As we have already said, the Laplace transform converts the differential equation with constant coefficients into an algebraic equation whose solution is

F(s)=\frac{sy(0)+{y}^{\prime}(0)}{{(s+b)}^{2}+{a}^{2}}-\frac{G(s)}{{(s+b)}^{2}+{a}^{2}},

where F(s) and G(s) are the corresponding Laplace transforms of y(x) and f(x), respectively.

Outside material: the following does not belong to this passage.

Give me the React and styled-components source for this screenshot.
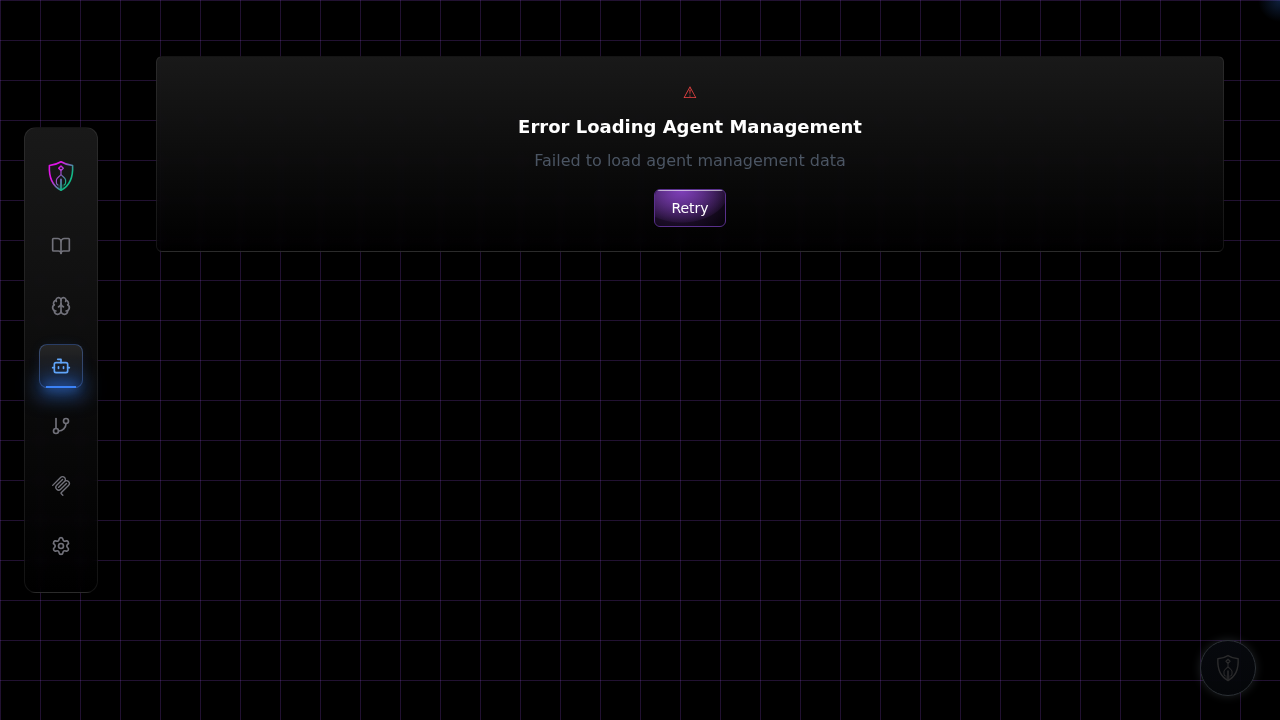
import React from "react";
import styled, { createGlobalStyle } from "styled-components";
import { BookOpen, Brain, Bot, GitBranch, Settings } from "lucide-react";

const GlobalStyle = createGlobalStyle`
  *, *::before, *::after { box-sizing: border-box; }
  body {
    margin: 0;
    background: #000;
    color: #fff;
    font-family: "DejaVu Sans", sans-serif;
    font-size: 16px;
    line-height: 24px;
  }
`;

const Page = styled.div`
  display: flex;
  align-items: flex-start;
  min-height: 100vh;
  background-color: #000;
  background-image:
    radial-gradient(circle at 100% 0, rgba(59, 130, 246, 0.25) 0, transparent 22px),
    linear-gradient(rgba(168, 85, 247, 0.2) 1px, transparent 1px),
    linear-gradient(90deg, rgba(168, 85, 247, 0.2) 1px, transparent 1px);
  background-size: 100% 100%, 40px 40px, 40px 40px;
  background-repeat: no-repeat, repeat, repeat;
`;

const Sidebar = styled.aside`
  position: sticky;
  top: 0;
  flex: none;
  display: flex;
  align-items: center;
  height: 100vh;
  padding: 0 24px;
`;

const NavPanel = styled.nav`
  display: flex;
  flex-direction: column;
  align-items: center;
  gap: 24px;
  padding: 24px 14px;
  border: 1px solid rgba(255, 255, 255, 0.08);
  border-radius: 12px;
  background: linear-gradient(rgba(27, 27, 27, 0.92), rgba(0, 0, 0, 0.6));
  backdrop-filter: blur(4px);
`;

const LogoLink = styled.a`
  display: flex;
  align-items: center;
  justify-content: center;
  height: 48px;
`;

const NavList = styled.div`
  display: flex;
  flex-direction: column;
  gap: 16px;
`;

const NavLink = styled.a`
  position: relative;
  display: flex;
  align-items: center;
  justify-content: center;
  width: 44px;
  height: 44px;
  border: 1px solid ${(p) => (p.$active ? "rgba(96, 150, 246, 0.35)" : "transparent")};
  border-radius: 8px;
  color: ${(p) => (p.$active ? "#60a5fa" : "#71717a")};
  background: ${(p) => (p.$active ? "linear-gradient(#262626, #0b0f18)" : "none")};
  box-shadow: ${(p) => (p.$active ? "0 0 15px -5px rgba(59, 130, 246, 0.2)" : "none")};

  &::after {
    content: "";
    display: ${(p) => (p.$active ? "block" : "none")};
    position: absolute;
    left: 6px;
    right: 6px;
    bottom: -1px;
    height: 2px;
    background: #3b82f6;
    box-shadow: 0 0 10px 2px rgba(59, 130, 246, 0.3), 0 0 20px 7px rgba(59, 130, 246, 0.6);
  }

  & > svg {
    position: relative;
    z-index: 1;
  }
`;

const Main = styled.main`
  flex: 1;
  min-width: 0;
  padding: 56px 56px 56px 34px;
`;

const ErrorCard = styled.section`
  display: flex;
  flex-direction: column;
  align-items: center;
  gap: 8px;
  padding: 24px;
  border: 1px solid rgba(255, 255, 255, 0.08);
  border-radius: 6px;
  background: linear-gradient(rgba(27, 27, 27, 0.92), rgba(0, 0, 0, 0.6));
  backdrop-filter: blur(4px);
  text-align: center;
`;

const WarningGlyph = styled.div`
  color: #ef4444;
`;

const Title = styled.h1`
  margin: 0;
  font-size: 18px;
  line-height: 28px;
  font-weight: 700;
`;

const Message = styled.p`
  margin: 0 0 8px;
  color: #4b5563;
`;

const RetryButton = styled.button`
  position: relative;
  overflow: hidden;
  padding: 8px 16px;
  border: 1px solid #59308c;
  border-radius: 6px;
  color: #fff;
  font: inherit;
  font-size: 14px;
  line-height: 20px;
  background:
    radial-gradient(ellipse 48px 33px at 38% 0, #8040bb 0, rgba(123, 61, 179, 0.65) 45%, rgba(123, 61, 179, 0.25) 85%, rgba(123, 61, 179, 0.12) 97%, transparent 100%) padding-box,
    radial-gradient(ellipse 60px 44px at 30% 20%, rgba(123, 61, 179, 0.4), transparent) padding-box,
    #07030b;
  cursor: pointer;

  &::before {
    content: "";
    position: absolute;
    inset: 0 2px auto;
    height: 1px;
    background: rgba(255, 255, 255, 0.6);
  }
`;

const ChatButton = styled.button`
  position: fixed;
  right: 24px;
  bottom: 24px;
  display: flex;
  align-items: center;
  justify-content: center;
  width: 56px;
  height: 56px;
  padding: 0;
  border: 1px solid #2c3136;
  border-radius: 50%;
  background: linear-gradient(rgba(7, 9, 14, 0.95), rgba(5, 7, 10, 0.95));
  box-shadow: 0 0 10px rgba(120, 130, 145, 0.25);
`;

function ShieldLogo({ size, muted }) {
  const stroke = muted ? "#2b2b2c" : "url(#shield-gradient)";
  return (
    <svg width={size} height={size} viewBox="0 0 32 32" fill="none" stroke={stroke} strokeWidth="1.6" strokeLinejoin="round" strokeLinecap="round" aria-hidden="true">
      <defs>
        <linearGradient id="shield-gradient" gradientUnits="userSpaceOnUse" x1="8" y1="8" x2="24" y2="18">
          <stop offset="0.25" stopColor="#e015e8" />
          <stop offset="1" stopColor="#12b886" />
        </linearGradient>
      </defs>
      <path d="M16 1.8C12.5 4 8.5 5 4.4 5.5C3.8 17 6.6 25.5 16 30.3C25.4 25.5 28.2 17 27.6 5.5C23.5 5 19.5 4 16 1.8Z" />
      <path d="M16 6L18.3 8.3L16 10.6L13.7 8.3Z" strokeWidth="1.4" />
      <path d="M16 10.8V14.3C15.5 16 11.4 17.5 11.4 20V22.5C11.4 23.8 12 24.5 12.8 25M16 14.3C16.5 16 20.6 17.5 20.6 20V22.5C20.6 23.8 20 24.5 19.2 25" strokeWidth="1.2" />
      <path d="M16 19.5V29.5" strokeWidth="1.8" />
      <path d="M14 25V28.2M18 25V28.2" strokeWidth="0.5" />
    </svg>
  );
}

function McpIcon({ size = 20 }) {
  return (
    <svg width={size} height={size} viewBox="0 0 24 24" fill="currentColor" aria-hidden="true">
      <path d="M13.85 0a4.16 4.16 0 0 0-2.95 1.217L1.456 10.66a.835.835 0 0 0 0 1.18.835.835 0 0 0 1.18 0l9.442-9.442a2.49 2.49 0 0 1 3.541 0 2.49 2.49 0 0 1 0 3.541L8.59 12.97l-.1.1a.835.835 0 0 0 0 1.18.835.835 0 0 0 1.18 0l.1-.098 7.03-7.034a2.49 2.49 0 0 1 3.542 0l.049.05a2.49 2.49 0 0 1 0 3.54l-8.54 8.54a1.96 1.96 0 0 0 0 2.755l1.753 1.753a.835.835 0 0 0 1.18 0 .835.835 0 0 0 0-1.18l-1.753-1.753a.266.266 0 0 1 0-.394l8.54-8.54a4.185 4.185 0 0 0 0-5.9l-.05-.05a4.16 4.16 0 0 0-2.95-1.218c-.2 0-.401.02-.6.048a4.17 4.17 0 0 0-1.17-3.552A4.16 4.16 0 0 0 13.85 0m0 3.333a.84.84 0 0 0-.59.245L6.275 10.56a4.186 4.186 0 0 0 0 5.902 4.186 4.186 0 0 0 5.902 0L19.16 9.48a.835.835 0 0 0 0-1.18.835.835 0 0 0-1.18 0l-6.985 6.984a2.49 2.49 0 0 1-3.54 0 2.49 2.49 0 0 1 0-3.54l6.983-6.985a.835.835 0 0 0 0-1.18.84.84 0 0 0-.59-.245" />
    </svg>
  );
}

const navItems = [
  { label: "Knowledge Base", Icon: BookOpen },
  { label: "Intelligence", Icon: Brain },
  { label: "Agents", Icon: Bot, active: true },
  { label: "Workflows", Icon: GitBranch },
  { label: "MCP Server", Icon: McpIcon },
  { label: "Settings", Icon: Settings },
];

export default function App() {
  return (
    <>
      <GlobalStyle />
      <Page>
        <Sidebar>
          <NavPanel aria-label="Main">
            <LogoLink href="#" aria-label="Home">
              <ShieldLogo size={32} />
            </LogoLink>
            <NavList>
              {navItems.map(({ label, Icon, active }) => (
                <NavLink key={label} href="#" aria-label={label} aria-current={active ? "page" : undefined} $active={active}>
                  <Icon size={20} />
                </NavLink>
              ))}
            </NavList>
          </NavPanel>
        </Sidebar>
        <Main>
          <ErrorCard role="alert">
            <WarningGlyph aria-hidden="true">⚠</WarningGlyph>
            <Title>Error Loading Agent Management</Title>
            <Message>Failed to load agent management data</Message>
            <RetryButton type="button">Retry</RetryButton>
          </ErrorCard>
        </Main>
        <ChatButton type="button" aria-label="Open assistant">
          <ShieldLogo size={28} muted />
        </ChatButton>
      </Page>
    </>
  );
}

Using the inverse Laplace transform and the convolution product, we get

\begin{array}{rcl}y(x)& =& y(0){\text{e}}^{-bx}\frac{cosax}{a}+{y}^{\prime}(0){\text{e}}^{-bx}\frac{sinax}{a}\\ -\frac{1}{a}{\int}_{0}^{x}{\text{e}}^{-b(x-\xi )}sin[a(x-\xi )]f(\xi )\phantom{\rule{0.2em}{0ex}}\mathrm{d}\xi .\end{array}

Thus, substituting the boundary conditions, we obtain two algebraic equations, a system involving y(0) and {y}^{\prime}(0). Solving this algebraic system, we obtain

\begin{array}{rcl}y(x)& =& \frac{-1/a}{sin[a({x}_{1}-{x}_{0})]}{\int}_{{x}_{0}}^{x}{\text{e}}^{-b(x+t)}sin[a({x}_{1}-x)]sin[a({x}_{0}-t)]f(t)\phantom{\rule{0.2em}{0ex}}\mathrm{d}t\\ -\frac{1/a}{sin[a({x}_{1}-{x}_{0})]}{\int}_{x}^{{x}_{1}}{\text{e}}^{-b(x+t)}sin[a({x}_{1}-t)]sin[a({x}_{0}-x)]f(t)\phantom{\rule{0.2em}{0ex}}\mathrm{d}t\end{array}

which can be rewritten as follows:

y(x)={\int}_{{x}_{0}}^{{x}_{1}}{\mathcal{G}}_{b}(x|t)f(t)\phantom{\rule{0.2em}{0ex}}\mathrm{d}t,

where the Green’s function is given by

{\mathcal{G}}_{b}(t|x)=\frac{exp[-b(x+t)]}{asin[a({x}_{1}-{x}_{0})]}\{\begin{array}{cc}sin[a({x}_{1}-x)]sin[a(t-{x}_{0})],\hfill & {x}_{0}<t<x,\hfill \\ sin[a({x}_{1}-t)]sin[a(x-{x}_{0})],\hfill & x<t<{x}_{1},\hfill \end{array}

which is the same expression as that obtained in Section 3.1.

At this point we conclude that for a problem involving initial conditions, the Laplace integral transform is more convenient since y(0) and {y}^{\prime}(0) are known. On the other hand, *i.e.*, for a problem involving boundary conditions, the Sturm-Liouville, as opposed to the Laplace integral transform, is more convenient in the sense that the calculation is much more simple.